Von Freiburg ist hier, von ein paar Panoramen im Sonnenuntergang abgesehen, wenig zu erkennen. Und die Hamburger Regisseurin Katrin Gebbe, die 2013 in Cannes mit „Tore tanzt“ verstörte, hat das Ganze unnötig konfus und wenig spannungsfördernd inszeniert. Dass der Sohn des Toten mit der Tochter der Hauptverdächtigen was anfängt, ist nur einer von vielen schwer zu glaubenden Drehbuchzufällen. Dass die Kommissarin nicht privat, sondern im Zuge der Ermittlungen auf ihre Tochter trifft, ein anderer.
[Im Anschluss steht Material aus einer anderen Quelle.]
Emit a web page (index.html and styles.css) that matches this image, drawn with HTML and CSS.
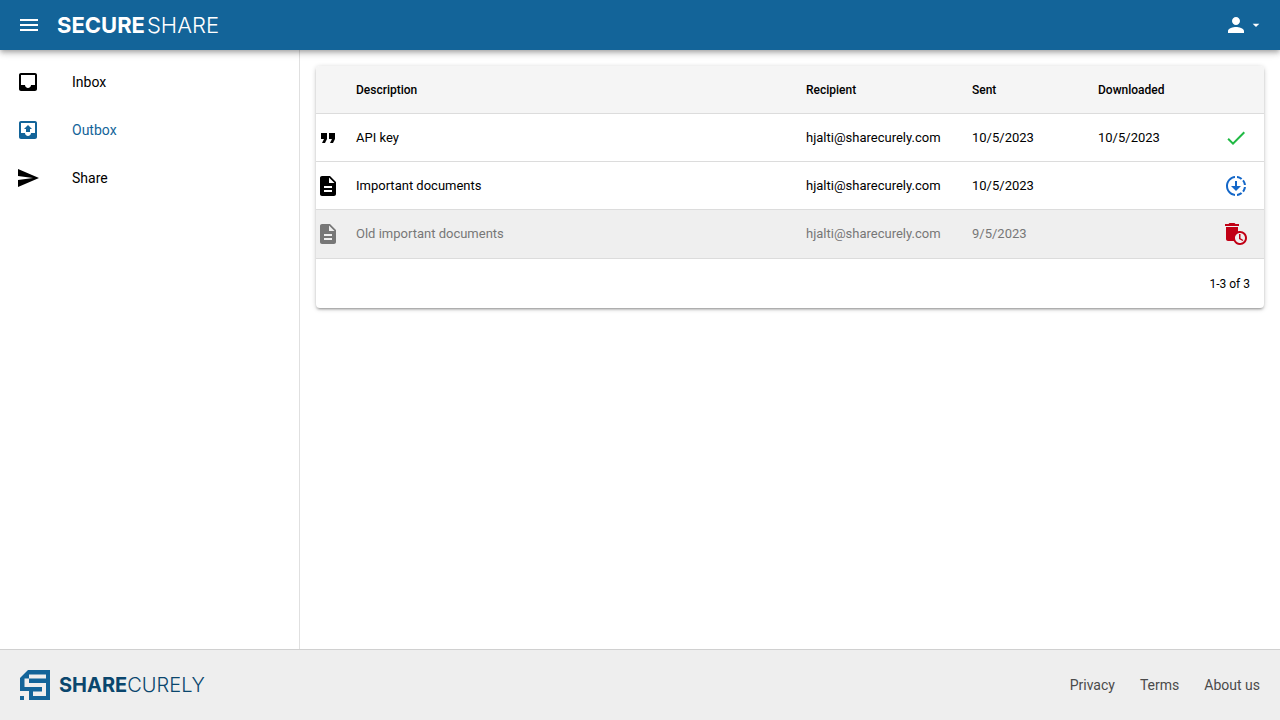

Freiburg muss ganz schön klein sein, wenn hier alles und jeder zusammenhängt.

Schade für Heike Makatsch, deren Kommissarinnenfigur – samt Bühnenikone Angela Winkler als grantelnde Mutter – durchaus Potenzial für mehr Fälle hätte. Ob es die geben wird, ist aber noch nicht ausgemacht. Bislang war immer nur von einem „Special“ die Rede. Und das erweist sich eher als faules denn als Osterei. Das Ländle scheint einfach kein Glück zu haben mit seinen „Tatorten“. Nachdem Eva Mattes demnächst in Konstanz den Dienst quittiert, erweist sich auch Freiburg nicht als das rechte Pflaster für den gepflegten ARD-Krimi.

Bleibt abzuwarten, wie sich Harald Schmidt in seinem ersten Schwarzwälder Einsatz bewährt. Auf ein Bio-Etikett wird er zumindest pfeifen.